**Exercise requirements**
Below are records. Count every line containing the word "index" and give the number alone.

Front-end source files:

___

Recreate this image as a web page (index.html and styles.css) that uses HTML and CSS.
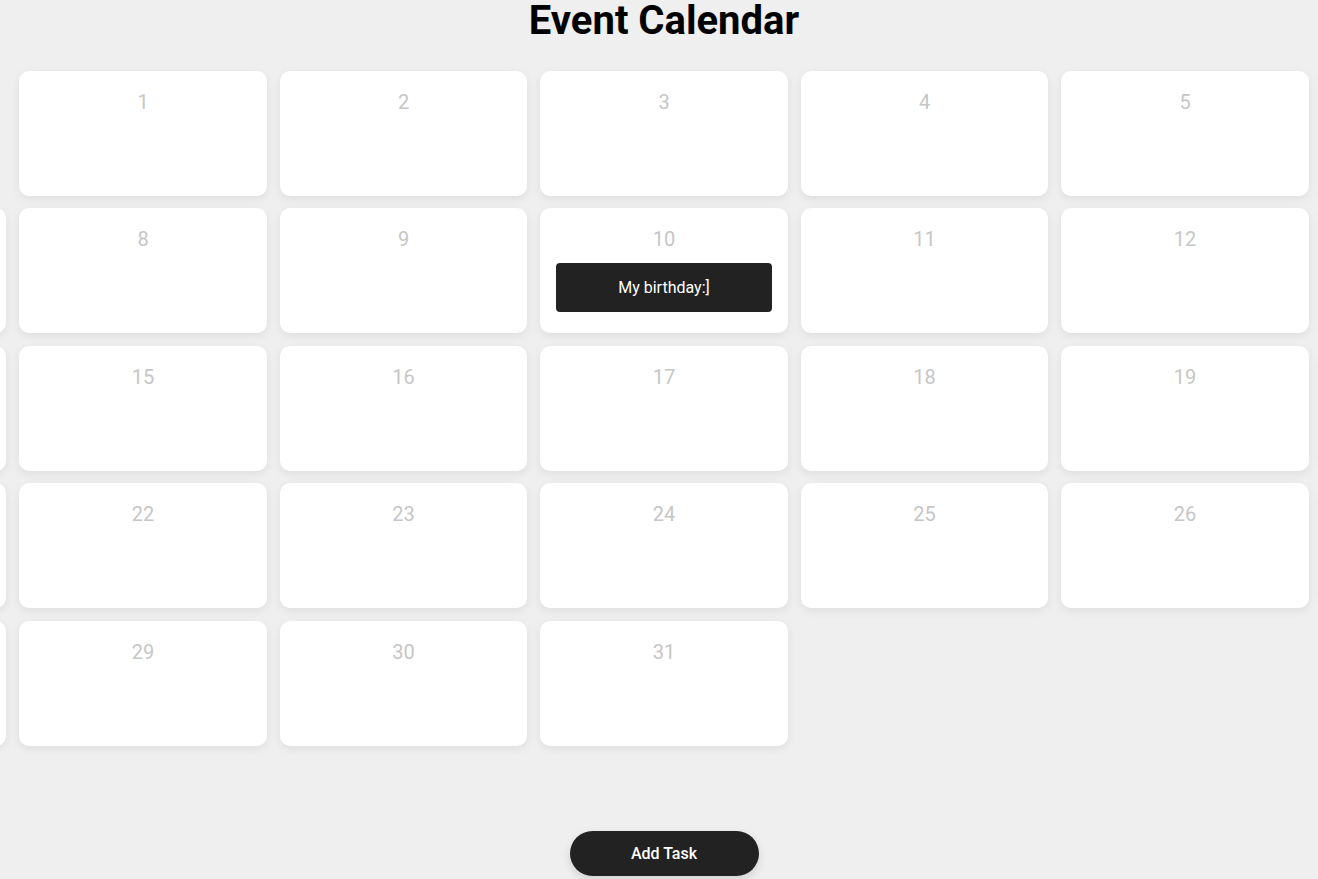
FILE: index.html
```html
<!DOCTYPE html>
<html lang="en">
<head>
<meta charset="utf-8">
<title>Event Calendar</title>
<link rel="stylesheet" href="styles.css">
</head>
<body>
<main class="page">
  <h1 class="title">Event Calendar</h1>
  <div class="calendar">
    <div class="blank"></div>
    <div class="day"><span class="num">1</span></div>
    <div class="day"><span class="num">2</span></div>
    <div class="day"><span class="num">3</span></div>
    <div class="day"><span class="num">4</span></div>
    <div class="day"><span class="num">5</span></div>
    <div class="day"><span class="num">6</span></div>
    <div class="day"><span class="num">7</span></div>
    <div class="day"><span class="num">8</span></div>
    <div class="day"><span class="num">9</span></div>
    <div class="day"><span class="num">10</span><div class="event">My birthday:]</div></div>
    <div class="day"><span class="num">11</span></div>
    <div class="day"><span class="num">12</span></div>
    <div class="day"><span class="num">13</span></div>
    <div class="day"><span class="num">14</span></div>
    <div class="day"><span class="num">15</span></div>
    <div class="day"><span class="num">16</span></div>
    <div class="day"><span class="num">17</span></div>
    <div class="day"><span class="num">18</span></div>
    <div class="day"><span class="num">19</span></div>
    <div class="day"><span class="num">20</span></div>
    <div class="day"><span class="num">21</span></div>
    <div class="day"><span class="num">22</span></div>
    <div class="day"><span class="num">23</span></div>
    <div class="day"><span class="num">24</span></div>
    <div class="day"><span class="num">25</span></div>
    <div class="day"><span class="num">26</span></div>
    <div class="day"><span class="num">27</span></div>
    <div class="day"><span class="num">28</span></div>
    <div class="day"><span class="num">29</span></div>
    <div class="day"><span class="num">30</span></div>
    <div class="day"><span class="num">31</span></div>
  </div>
  <button class="add-btn" type="button">Add Task</button>
</main>
</body>
</html>
```

FILE: styles.css
```css
html, body {
  margin: 0;
  padding: 0;
  background: #efefef;
  overflow: hidden;
}

body {
  font-family: Roboto, "Liberation Sans", Arial, sans-serif;
  width: 1318px;
  height: 879px;
}

.page {
  display: flex;
  flex-direction: column;
  align-items: center;
  padding-left: 10px;
  box-sizing: border-box;
  width: 1318px;
}

.title {
  margin: 0 0 30px;
  font-size: 40px;
  line-height: 40px;
  font-weight: 700;
  color: #000;
  padding-top: 1px;
}

.calendar {
  flex: none;
  display: grid;
  grid-template-columns: repeat(7, 247.5px);
  grid-auto-rows: 124.8px;
  column-gap: 13px;
  row-gap: 12.7px;
}

.day {
  background: #fff;
  border-radius: 10px;
  box-shadow: 0 3px 10px rgba(0, 0, 0, 0.07);
  display: flex;
  flex-direction: column;
  align-items: stretch;
  padding: 20px 16px 0;
  box-sizing: border-box;
}

.num {
  text-align: center;
  font-size: 20px;
  color: #c6c6c6;
  line-height: 23px;
}

.event {
  margin-top: 12px;
  background: #222;
  color: #fff;
  border-radius: 4px;
  text-align: center;
  font-size: 16px;
  line-height: 19px;
  padding: 15px 10px;
}

.add-btn {
  margin-top: 85px;
  background: #222;
  color: #fff;
  border: none;
  border-radius: 23px;
  font-family: Roboto, "Liberation Sans", Arial, sans-serif;
  font-size: 16px;
  font-weight: 500;
  line-height: 19px;
  padding: 13px 0;
  width: 189px;
  box-shadow: 0 4px 10px rgba(0, 0, 0, 0.12);
}
```
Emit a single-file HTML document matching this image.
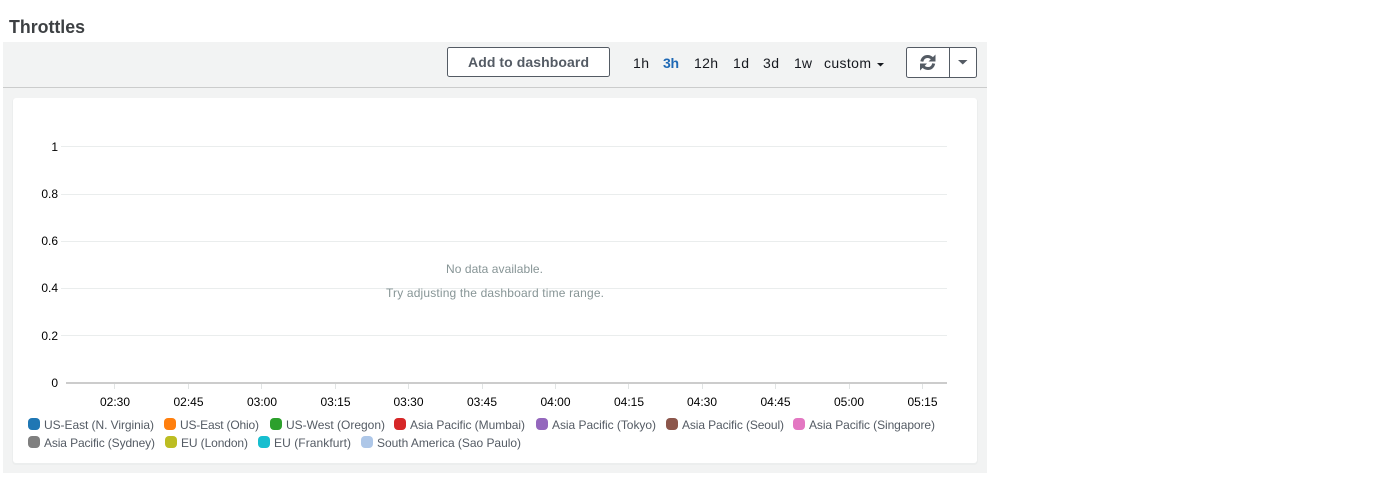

___

**The completed task**
2